Article 191 Where a company is to be dissolved pursuant to Item (i) or (ii) of the previous Article, a liquidating committee shall be formed within 15 days; the liquidating committee of a limited liability company shall be composed of its shareholders, and members of the liquidating committee of a joint stock limited company shall be determined by the shareholders’ general committee; where the company fails to form a liquidating committee to carry out liquidation within the prescribed time limit, its creditors may petition the People’s Court to appoint the relevant persons to form a liquidating committee to carry out liquidation.
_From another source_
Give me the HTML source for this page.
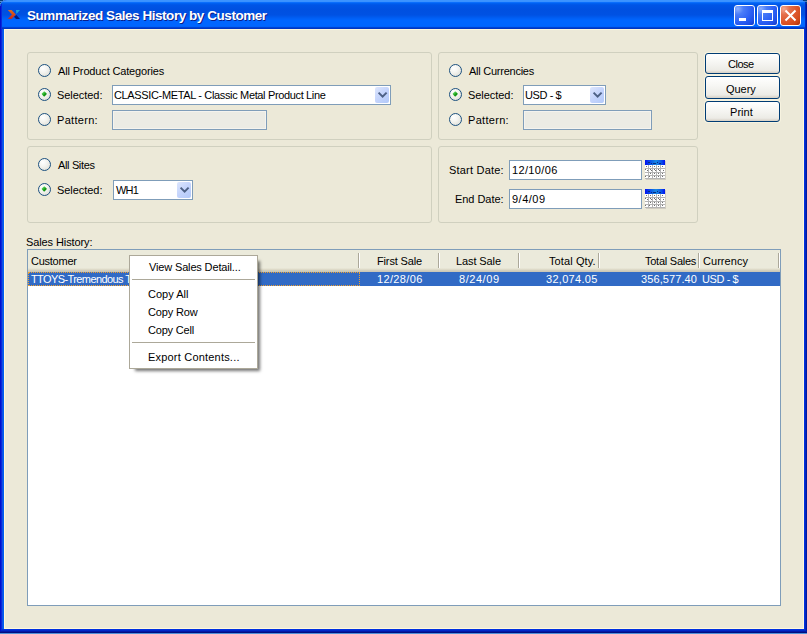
<!DOCTYPE html>
<html><head><meta charset="utf-8">
<style>
*{box-sizing:border-box;margin:0;padding:0}
html,body{width:807px;height:634px;overflow:hidden;background:#5090d8}
body{position:relative;font:11px/13px "Liberation Sans",sans-serif;color:#000}
.a{position:absolute}
.t{position:absolute;white-space:pre;font:11px/13px "Liberation Sans",sans-serif;color:#000}
#win{left:0;top:0;width:807px;height:633px;background:#0a2ad8;border-radius:7px 7px 0 0;overflow:hidden}
#tb{left:0;top:0;width:807px;height:29px;background:linear-gradient(180deg,#3d95ff 0px,#3a92ff 1.5px,#0a6efc 2.5px,#0060f0 3.5px,#0055e6 5px,#0050e0 10px,#0052e3 15px,#0060f6 18.5px,#0066ff 20.5px,#0066ff 26.4px,#0046d6 27.3px,#0036c2 28.5px,#0030b8 29px)}
#content{left:4px;top:29px;width:800px;height:600px;background:#ece9d8;border-left:1px solid #fff8dc;border-top:1px solid #fff8dc;border-right:1px solid #fff8dc;border-bottom:1px solid #fff8dc}
.grp{position:absolute;border:1px solid #d0d0bf;border-radius:3px}
.radio{position:absolute;width:13px;height:13px;border-radius:50%;border:1px solid #1c5180;background:radial-gradient(circle at 35% 30%,#ffffff 0%,#f4f4f0 40%,#d8d8d0 100%)}
.radio.on::after{content:"";position:absolute;left:3.3px;top:3.3px;width:4.4px;height:4.4px;border-radius:0.8px;transform:rotate(45deg);background:linear-gradient(90deg,#60d860,#1aa01a 60%,#0a8a0a)}
.edit{position:absolute;border:1px solid #7f9db9;background:#fff}
.edit.dis{background:#ebebe4;box-shadow:inset 0 0 0 1px #f4f3ee}
.ddb{position:absolute;width:14px;height:16px;border-radius:2px;background:linear-gradient(135deg,#dde6fd 0%,#c4d4fc 50%,#b2c9f9 100%)}
.ddb svg{position:absolute;left:0;top:0}
.btn{position:absolute;border:1px solid #003c74;border-radius:3px;background:linear-gradient(180deg,#fff 0%,#f7f7f4 40%,#ecebe6 85%,#d6d0c5 100%);box-shadow:0 0 0 1px rgba(255,250,230,.6)}
.hdr{position:absolute;top:250px;height:22px;background:linear-gradient(180deg,#ebeadb 0px,#ebeadb 18px,#e2dfcd 19px,#d9d5c3 20px,#cbc7b8 21px)}
.sep{position:absolute;top:3px;width:2px;height:15px;border-left:1px solid #aca899;border-right:1px solid #fff}
.menu{position:absolute;left:129px;top:255px;width:129px;height:114px;background:#fff;border:1px solid #aca899;box-shadow:4px 4px 3px -2px rgba(0,0,0,.55)}
.msep{position:absolute;left:2px;width:123px;height:1px;background:#aca899}
</style></head><body>
<div id="win" class="a">
  <div id="tb" class="a"></div>
</div>
<div class="a" style="left:0;top:6px;width:1px;height:627px;background:#0010d0"></div>
<div class="a" style="left:1px;top:4px;width:1px;height:629px;background:#0a2ad8"></div>
<div class="a" style="left:2px;top:29px;width:1px;height:600px;background:#1050e6"></div>
<div class="a" style="left:3px;top:29px;width:1px;height:600px;background:#0060f0"></div>
<div class="a" style="left:804px;top:29px;width:1px;height:600px;background:#0030e0"></div>
<div class="a" style="left:805px;top:2px;width:1px;height:631px;background:#0028c0"></div>
<div class="a" style="left:806px;top:4px;width:1px;height:629px;background:#0018a0"></div>
<div class="a" style="left:2px;top:629px;width:802px;height:1px;background:#0030e0"></div>
<div class="a" style="left:1px;top:630px;width:804px;height:1px;background:#0028c8"></div>
<div class="a" style="left:0;top:631px;width:807px;height:1px;background:#0018a8"></div>
<div class="a" style="left:0;top:632px;width:807px;height:1px;background:#000e80"></div>
<div id="content" class="a"></div>
<div class="a" style="left:0;top:0;width:3px;height:1px;background:#05407e"></div>
<div class="a" style="left:0;top:1px;width:2px;height:1px;background:#5a90d0"></div>
<div class="a" style="left:0;top:2px;width:1px;height:1px;background:#05407e"></div>
<div class="a" style="left:0;top:3px;width:1px;height:1px;background:#5a90d0"></div>
<div class="a" style="left:803px;top:0;width:4px;height:1px;background:#05407e"></div>
<div class="a" style="left:805px;top:1px;width:2px;height:1px;background:#4a80c0"></div>
<div class="a" style="left:806px;top:2px;width:1px;height:2px;background:#05407e"></div>


<!-- title icon -->
<svg class="a" style="left:7px;top:9px" width="14" height="11" viewBox="0 0 14 11">
  <defs>
    <linearGradient id="og" x1="0" y1="0" x2="0" y2="1"><stop offset="0" stop-color="#dc6e1c"/><stop offset="1" stop-color="#cc2618"/></linearGradient>
  </defs>
  <path d="M0.8 1h3.8l4.2 4.5l-4.2 4.5h-3.8l4.2-4.5z" fill="url(#og)"/>
  <path d="M9 1h4l-3.6 4z" fill="#1aa6d8"/>
  <path d="M9.4 6l3.6 4h-4l-2-2.2z" fill="#061a7a"/>
</svg>
<div class="t" style="left:27px;top:8px;font:bold 13.5px/16px 'Liberation Sans',sans-serif;color:#fff;letter-spacing:-0.45px;text-shadow:1px 1px #0a1e8a">Summarized Sales History by Customer</div>

<!-- title buttons -->
<div class="a" style="left:734px;top:5px;width:21px;height:21px;border:1px solid #fff;border-radius:3px;background:radial-gradient(circle at 15% 15%,#8cb0ff 0%,#4a7cf8 25%,#2c60f4 60%,#2050e8 80%,#1438c0 100%)"></div>
<div class="a" style="left:739px;top:18px;width:7px;height:3px;background:#fff"></div>
<div class="a" style="left:757px;top:5px;width:21px;height:21px;border:1px solid #fff;border-radius:3px;background:radial-gradient(circle at 15% 15%,#8cb0ff 0%,#4a7cf8 25%,#2c60f4 60%,#2050e8 80%,#1438c0 100%)"></div>
<div class="a" style="left:762px;top:10px;width:11px;height:11px;border:1px solid #fff;border-top-width:3px"></div>
<div class="a" style="left:780px;top:5px;width:21px;height:21px;border:1px solid #fff;border-radius:3px;background:radial-gradient(circle at 15% 15%,#f4a890 0%,#e4704c 25%,#dc5428 60%,#d04818 80%,#a82c08 100%)"></div>
<svg class="a" style="left:780px;top:5px" width="21" height="21" viewBox="0 0 21 21"><path d="M5.5 5.5L15.5 15.5M15.5 5.5L5.5 15.5" stroke="#fff" stroke-width="2"/></svg>

<!-- group boxes -->
<div class="grp" style="left:27px;top:52px;width:405px;height:88px"></div>
<div class="grp" style="left:438px;top:52px;width:260px;height:88px"></div>
<div class="grp" style="left:27px;top:146px;width:405px;height:77px"></div>
<div class="grp" style="left:438px;top:146px;width:260px;height:77px"></div>

<!-- group 1 -->
<div class="radio" style="left:38px;top:64px"></div>
<div class="t" style="left:58px;top:65px;letter-spacing:-0.15px">All Product Categories</div>
<div class="radio on" style="left:38px;top:88px"></div>
<div class="t" style="left:57px;top:89px;letter-spacing:-0.05px">Selected:</div>
<div class="radio" style="left:38px;top:113px"></div>
<div class="t" style="left:57px;top:114px;letter-spacing:0.3px">Pattern:</div>
<div class="edit" style="left:112px;top:85px;width:279px;height:20px"></div>
<div class="t" style="left:114px;top:89px;letter-spacing:-0.35px">CLASSIC-METAL - Classic Metal Product Line</div>
<div class="ddb" style="left:375px;top:87px"><svg width="14" height="16"><path d="M3.6 5.6l4 4l4-4" stroke="#4d6185" stroke-width="2" fill="none"/></svg></div>
<div class="edit dis" style="left:112px;top:110px;width:155px;height:20px"></div>

<!-- group 2 -->
<div class="radio" style="left:449px;top:64px"></div>
<div class="t" style="left:469px;top:65px;letter-spacing:-0.25px">All Currencies</div>
<div class="radio on" style="left:449px;top:88px"></div>
<div class="t" style="left:468px;top:89px;letter-spacing:-0.05px">Selected:</div>
<div class="radio" style="left:449px;top:113px"></div>
<div class="t" style="left:468px;top:114px;letter-spacing:0.3px">Pattern:</div>
<div class="edit" style="left:523px;top:85px;width:83px;height:20px"></div>
<div class="t" style="left:525px;top:89px;letter-spacing:-0.4px">USD - $</div>
<div class="ddb" style="left:590px;top:87px"><svg width="14" height="16"><path d="M3.6 5.6l4 4l4-4" stroke="#4d6185" stroke-width="2" fill="none"/></svg></div>
<div class="edit dis" style="left:523px;top:110px;width:129px;height:20px"></div>

<!-- buttons -->
<div class="btn" style="left:705px;top:53px;width:75px;height:21px"></div>
<div class="t" style="left:728px;top:58px;letter-spacing:-0.5px">Close</div>
<div class="btn" style="left:705px;top:76px;width:75px;height:23px"></div>
<div class="t" style="left:726px;top:83px;letter-spacing:-0.05px">Query</div>
<div class="btn" style="left:705px;top:101px;width:75px;height:21px"></div>
<div class="t" style="left:730px;top:106px;letter-spacing:0.05px">Print</div>

<!-- group 3 -->
<div class="radio" style="left:38px;top:158px"></div>
<div class="t" style="left:58px;top:159px;letter-spacing:-0.35px">All Sites</div>
<div class="radio on" style="left:38px;top:183px"></div>
<div class="t" style="left:57px;top:184px;letter-spacing:-0.05px">Selected:</div>
<div class="edit" style="left:113px;top:180px;width:80px;height:20px"></div>
<div class="t" style="left:116px;top:184px;letter-spacing:-0.8px">WH1</div>
<div class="ddb" style="left:177px;top:182px"><svg width="14" height="16"><path d="M3.6 5.6l4 4l4-4" stroke="#4d6185" stroke-width="2" fill="none"/></svg></div>

<!-- group 4 -->
<div class="t" style="left:449px;top:164px;letter-spacing:0.2px">Start Date:</div>
<div class="edit" style="left:509px;top:160px;width:133px;height:20px"></div>
<div class="t" style="left:512px;top:164px;letter-spacing:0.35px">12/10/06</div>
<div class="t" style="left:455px;top:193px;letter-spacing:-0.05px">End Date:</div>
<div class="edit" style="left:509px;top:189px;width:133px;height:20px"></div>
<div class="t" style="left:512px;top:193px;letter-spacing:0.5px">9/4/09</div>
<svg class="a" style="left:645px;top:160px" width="21" height="20" viewBox="0 0 21 20" shape-rendering="crispEdges">
  <defs><linearGradient id="cg1" x1="0" y1="0" x2="1" y2="0"><stop offset="0" stop-color="#0010f0"/><stop offset="0.3" stop-color="#0a58e8"/><stop offset="0.55" stop-color="#1888e0"/><stop offset="0.8" stop-color="#0a58e8"/><stop offset="1" stop-color="#0010f0"/></linearGradient></defs>
  <rect x="1" y="1" width="20" height="19" fill="#d0ccc0"/>
  <rect x="0" y="0" width="20" height="5" fill="url(#cg1)"/>
  <path d="M3 2h2M6 3h1M8 3h3M12 2h1M14 3h2" stroke="#0a2a80"/>
  <rect x="0" y="5" width="20" height="14" fill="#fff"/>
  <path d="M0 8.5h20M0 12.5h20M0 15.5h20M0 18.5h20M3.5 5v14M7.5 5v14M11.5 5v14M15.5 5v14" stroke="#b4b4b4"/>
  <path d="M17 6h1M0 9h1M5 9h1M9 9h1M13 9h1M5 13h1M9 13h1M13 13h1M17 13h1M0 16h1M4 16h1M9 16h1M13 16h1M17 16h1M1 6h1M5 6h1M9 6h1M13 6h1M2 10h1M6 10h1M10 10h1M14 10h1M18 10h1" stroke="#707070"/>
</svg>
<svg class="a" style="left:645px;top:189px" width="21" height="20" viewBox="0 0 21 20" shape-rendering="crispEdges">
  <defs><linearGradient id="cg2" x1="0" y1="0" x2="1" y2="0"><stop offset="0" stop-color="#0010f0"/><stop offset="0.3" stop-color="#0a58e8"/><stop offset="0.55" stop-color="#1888e0"/><stop offset="0.8" stop-color="#0a58e8"/><stop offset="1" stop-color="#0010f0"/></linearGradient></defs>
  <rect x="1" y="1" width="20" height="19" fill="#d0ccc0"/>
  <rect x="0" y="0" width="20" height="5" fill="url(#cg2)"/>
  <path d="M3 2h2M6 3h1M8 3h3M12 2h1M14 3h2" stroke="#0a2a80"/>
  <rect x="0" y="5" width="20" height="14" fill="#fff"/>
  <path d="M0 8.5h20M0 12.5h20M0 15.5h20M0 18.5h20M3.5 5v14M7.5 5v14M11.5 5v14M15.5 5v14" stroke="#b4b4b4"/>
  <path d="M17 6h1M0 9h1M5 9h1M9 9h1M13 9h1M5 13h1M9 13h1M13 13h1M17 13h1M0 16h1M4 16h1M9 16h1M13 16h1M17 16h1M1 6h1M5 6h1M9 6h1M13 6h1M2 10h1M6 10h1M10 10h1M14 10h1M18 10h1" stroke="#707070"/>
</svg>

<!-- sales history -->
<div class="t" style="left:26px;top:236px;letter-spacing:-0.1px">Sales History:</div>
<div class="a" style="left:27px;top:249px;width:754px;height:357px;border:1px solid #7f9db9;background:#fff"></div>
<div class="hdr" style="left:28px;width:752px"></div>
<div class="a" style="left:28px;top:250px">
  <div class="sep" style="left:330px"></div>
  <div class="sep" style="left:410px"></div>
  <div class="sep" style="left:490px"></div>
  <div class="sep" style="left:570px"></div>
  <div class="sep" style="left:670px"></div>
  <div class="sep" style="left:750px"></div>
</div>
<div class="t" style="left:31px;top:255px;letter-spacing:-0.25px">Customer</div>
<div class="t" style="left:377px;top:255px;letter-spacing:-0.15px">First Sale</div>
<div class="t" style="left:456px;top:255px;letter-spacing:-0.1px">Last Sale</div>
<div class="t" style="left:549px;top:255px;letter-spacing:0.1px">Total Qty.</div>
<div class="t" style="left:645px;top:255px;letter-spacing:-0.25px">Total Sales</div>
<div class="t" style="left:703px;top:255px;letter-spacing:0.05px">Currency</div>

<div class="a" style="left:28px;top:272px;width:752px;height:14px;background:#316ac5"></div>
<div class="a" style="left:28px;top:272px;width:332px;height:14px;border:1px dotted #f0a030"></div>
<div class="t" style="left:31px;top:273px;color:#fff;letter-spacing:-0.6px">TTOYS-Tremendous T</div>
<div class="t" style="left:377px;top:273px;color:#fff;letter-spacing:0.35px">12/28/06</div>
<div class="t" style="left:459px;top:273px;color:#fff;letter-spacing:0.55px">8/24/09</div>
<div class="t" style="left:546px;top:273px;color:#fff;letter-spacing:0.3px">32,074.05</div>
<div class="t" style="left:641px;top:273px;color:#fff;letter-spacing:0.1px">356,577.40</div>
<div class="t" style="left:702px;top:273px;color:#fff;letter-spacing:-0.4px">USD - $</div>

<!-- context menu -->
<div class="menu">
  <div class="msep" style="top:23px"></div>
  <div class="msep" style="top:86px"></div>
</div>
<div class="t" style="left:149px;top:261px;letter-spacing:-0.15px">View Sales Detail...</div>
<div class="t" style="left:148px;top:288px">Copy All</div>
<div class="t" style="left:148px;top:306px;letter-spacing:-0.15px">Copy Row</div>
<div class="t" style="left:148px;top:324px;letter-spacing:-0.2px">Copy Cell</div>
<div class="t" style="left:148px;top:351px;letter-spacing:0.2px">Export Contents...</div>
</body></html>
The People’s Court shall accept such petition, and promptly appoint members of the liquidating committee to carry out liquidation.

Article 192 Where the company is ordered to terminate due to its violation of law or administrative regulations, the company shall be dissolved, and the relevant department in charge shall organize the shareholders, the relevant authority and related professionals to form a liquidating committee to carry out liquidation.

Article 193 The liquidating committee shall exercise the following authorities in the course of liquidation:

(i) identifying the company’s assets, and preparing a balance sheet and a schedule of assets respectively;

(ii) notifying creditors through notice or public announcement;

(iii) handling the company’s ongoing businesses which are related to liquidation;

(iv) making full payment of taxes owed;

(v) identifying the company’s creditor’s rights and debtor’s liabilities;

(vi) disposing of the remaining assets after full payment of company debts;

(vii) participating in civil actions on behalf of the company.

Article 194 The liquidating committee shall notify creditors within 10 days of its establishment, and shall make a public announcement in a newspaper at least 3 times within 60 days. Creditors shall file their creditor’s rights with the liquidating committee within 30 days of receipt of the notice, and within 90 days of publication of the first notice if such creditors did not receive the notice.

In filing for creditor’s rights, the creditors shall state the relevant matters relating to the creditor’s rights, and provide supporting materials. The liquidating committee shall record such creditor’s rights.

Article 195 After identifying the company’s assets and preparing the balance sheet and schedule of assets, the liquidating committee shall prepare a liquidating plan, which shall be submitted to the shareholders’ committee or the relevant authority for ratification.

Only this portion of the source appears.